Thursday, September 9, 2010

Red April


This book by Peruvian writer Santiago Roncagliolo (seen on the right) is translated from Spanish.  As I read the first few pages of contorted, stilted English, I groaned, "Oh boy, this is going to be tedious.  It's really going to test my habit of always finishing any book I start.  Why couldn't the translator translate into decent English?"  However, all was well.  That opening just set the scene; the turbid prose of Associate District Prosecutor Felix Chacaltana Saldivar’s police reports alerts us to his plodding commitment to bureaucratic process.  

Chacaltana is a stickler for details and follows up on a series of grisly murders, solely to complete the required documents.  Authorities don’t want him to dig into the real reasons for the murders, and he’s willing to include any kind of nonsensical explanation they feed him, as long as he can move that darned report into his out tray.   Based on my own experience in the late 80s, I had thought the Belgians were unmatched masters of bureaucratic process, to the exclusion of thinking about what they were doing.  They were amateurs compared to Chacaltana.

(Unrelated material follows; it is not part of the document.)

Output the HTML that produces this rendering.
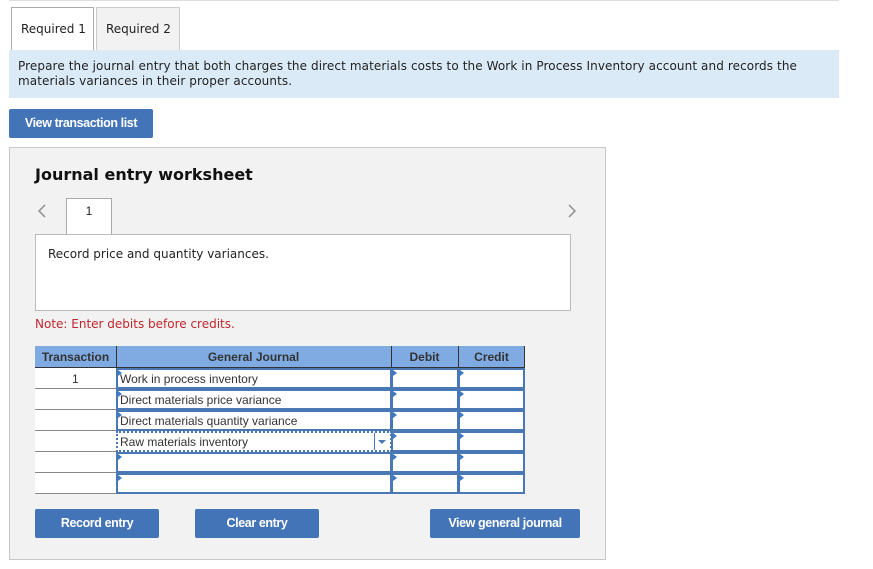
<!DOCTYPE html>
<html><head><style>
*{box-sizing:border-box;margin:0;padding:0}
body{width:873px;height:569px;background:#fff;font-family:"DejaVu Sans","Liberation Sans",sans-serif;position:relative;overflow:hidden;color:#222}
.a{position:absolute}
.btn{position:absolute;background:#4274b7;color:#fff;font-family:"Liberation Sans",sans-serif;font-weight:bold;font-size:12.5px;letter-spacing:-0.4px;text-align:center;border-radius:2px}
.cell{position:absolute;background:#fff;border:2px solid #4a78b5;height:21px}
.mark{position:absolute;left:0;top:0;width:0;height:0;border-top:3px solid transparent;border-bottom:3px solid transparent;border-left:4px solid #3a78c8}
.t{font-family:"Liberation Sans",sans-serif;font-size:12px;color:#333;position:absolute;left:2px;top:2px;white-space:nowrap}
.tr{position:absolute;left:35px;width:81px;height:21px;border-bottom:1px solid #888;background:#fff}
.h{position:absolute;font-family:'Liberation Sans';font-size:12px;font-weight:bold;color:#333;top:350px;text-align:center}
</style></head><body>
<div class="a" style="left:9px;top:0;width:830px;height:1px;background:#ddd"></div>
<div class="a" style="left:11px;top:7px;width:83px;height:44px;border:1px solid #aaa;border-bottom:none;background:#fff;font-size:12px;padding:14px 0 0 9px">Required 1</div>
<div class="a" style="left:96px;top:7px;width:84px;height:43px;border:1px solid #ccc;border-bottom:none;background:#f2f2f2;font-size:12px;padding:14px 0 0 9px">Required 2</div>
<div class="a" style="left:9px;top:50px;width:830px;height:48px;background:#dbeaf7;font-size:12px;line-height:15px;padding:9px 0 0 9px;color:#222;letter-spacing:0.1px">Prepare the journal entry that both charges the direct materials costs to the Work in Process Inventory account and records the<br>materials variances in their proper accounts.</div>
<div class="btn" style="left:9px;top:109px;width:144px;height:29px;line-height:29px">View transaction list</div>

<div class="a" style="left:9px;top:147px;width:597px;height:413px;background:#f2f2f2;border:1px solid #c8c8c8"></div>
<div class="a" style="left:35px;top:165px;font-size:16px;font-weight:bold;color:#111">Journal entry worksheet</div>
<svg class="a" style="left:36px;top:203px" width="12" height="16"><path d="M9 2 L3 8 L9 14" fill="none" stroke="#999" stroke-width="1.6"/></svg>
<svg class="a" style="left:566px;top:203px" width="12" height="16"><path d="M3 2 L9 8 L3 14" fill="none" stroke="#999" stroke-width="1.6"/></svg>
<div class="a" style="left:66px;top:198px;width:46px;height:38px;background:#fff;border:1px solid #aaa;border-bottom:none;font-size:12px;text-align:center;padding-top:5px;font-family:'Liberation Sans'">1</div>
<div class="a" style="left:35px;top:234px;width:536px;height:77px;background:#fff;border:1px solid #bbb;font-size:12px;padding:12px 0 0 12px">Record price and quantity variances.</div>
<div class="a" style="left:35px;top:317px;font-size:12px;color:#c0262d">Note: Enter debits before credits.</div>

<div class="a" style="left:35px;top:346px;width:490px;height:22px;background:#7fabe2;border-bottom:1px solid #333"></div>
<div class="a" style="left:116px;top:346px;width:1px;height:22px;background:#333"></div>
<div class="a" style="left:391px;top:346px;width:1px;height:22px;background:#333"></div>
<div class="a" style="left:458px;top:346px;width:1px;height:22px;background:#333"></div>
<div class="a" style="left:524px;top:346px;width:1px;height:22px;background:#333"></div>
<div class="h" style="left:35px;width:81px">Transaction</div>
<div class="h" style="left:116px;width:275px">General Journal</div>
<div class="h" style="left:391px;width:67px">Debit</div>
<div class="h" style="left:458px;width:67px">Credit</div>

<div class="tr" style="top:368px"><div class="t" style="left:37px;top:4px">1</div></div>
<div class="tr" style="top:389px"></div>
<div class="tr" style="top:410px"></div>
<div class="tr" style="top:431px"></div>
<div class="tr" style="top:452px"></div>
<div class="tr" style="top:473px"></div>

<div class="cell" style="left:116px;top:368px;width:276px"><div class="mark"></div><div class="t">Work in process inventory</div></div>
<div class="cell" style="left:116px;top:389px;width:276px"><div class="mark"></div><div class="t">Direct materials price variance</div></div>
<div class="cell" style="left:116px;top:410px;width:276px"><div class="mark"></div><div class="t">Direct materials quantity variance</div></div>
<div class="a" style="left:116px;top:431px;width:276px;height:21px;background:#fff;border:2px dotted #4a78b5"><div class="t">Raw materials inventory</div><div class="a" style="left:256px;top:0;width:1px;height:17px;background:#4a78b5"></div><div class="a" style="left:260px;top:7px;border-left:4px solid transparent;border-right:4px solid transparent;border-top:4px solid #4a78b5"></div></div>
<div class="cell" style="left:116px;top:452px;width:276px"><div class="mark"></div></div>
<div class="cell" style="left:116px;top:473px;width:276px"><div class="mark"></div></div>

<div class="cell" style="left:391px;top:368px;width:68px"><div class="mark"></div></div>
<div class="cell" style="left:391px;top:389px;width:68px"><div class="mark"></div></div>
<div class="cell" style="left:391px;top:410px;width:68px"><div class="mark"></div></div>
<div class="cell" style="left:391px;top:431px;width:68px"><div class="mark"></div></div>
<div class="cell" style="left:391px;top:452px;width:68px"><div class="mark"></div></div>
<div class="cell" style="left:391px;top:473px;width:68px"><div class="mark"></div></div>
<div class="cell" style="left:458px;top:368px;width:67px"><div class="mark"></div></div>
<div class="cell" style="left:458px;top:389px;width:67px"><div class="mark"></div></div>
<div class="cell" style="left:458px;top:410px;width:67px"><div class="mark"></div></div>
<div class="cell" style="left:458px;top:431px;width:67px"><div class="mark"></div></div>
<div class="cell" style="left:458px;top:452px;width:67px"><div class="mark"></div></div>
<div class="cell" style="left:458px;top:473px;width:67px"><div class="mark"></div></div>

<div class="btn" style="left:35px;top:509px;width:124px;height:29px;line-height:29px">Record entry</div>
<div class="btn" style="left:195px;top:509px;width:124px;height:29px;line-height:29px">Clear entry</div>
<div class="btn" style="left:430px;top:509px;width:150px;height:29px;line-height:29px">View general journal</div>
</body></html>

However, Chacaltana is slowly drawn into the investigation of the murders.  He moves from filling out forms to actually seeking the cause of the murders. He discerns the hand of the Mao-inspired guerrilla movement, the Shining Path.  But how can that be?  Officialdom is unanimous that the revolution is over and there are no more rebels left.  This is the year 2000, decades after the horrific civil war of the 80s and 90s, when 70,000 lost their lives. 

Yet, when Chacaltana is posted to a rural village to oversee the Presidential elections there is ample evidence that the rebels are still around, even though the evidence is cleaned up every morning by the police.  Indeed, everyone in the book is well practised in being blind and deaf to events around them.  “In this country, there is no terrorism, by orders from the top”, states a military boss.

When the scene moves back to Chacaltana's home town of Ayacucho, tourists are arriving for the Holy Week preparations, which themselves feature bloodthirsty rituals celebrating torture and pain. Chacaltana is still talking to his long-dead mother, and he’s falling deeply in love; both women have pasts closely associated with the years of terror.  And Chacaltana’s almost incredible naivete and blindness is falling away in the face of the events he’s experienced.  He ends up a confused man – “I have difficulty distinguishing between us and the enemy... I begin to ask myself exactly what it is we fought against.”

This was a really good book.  I recently heard someone describe how publishers undertake initial screening of the many books submitted to them.  They assess whether the main character at the beginning of the book has changed by the end of the book.  If so, then it’s worth reading the whole book; otherwise it hits the rejection pile.  In this book, Chacaltana certainly changes between beginning and end.  In my case, the reader also changed as I learned more about a period I had only cursory knowledge of.  I would highly recommend this book.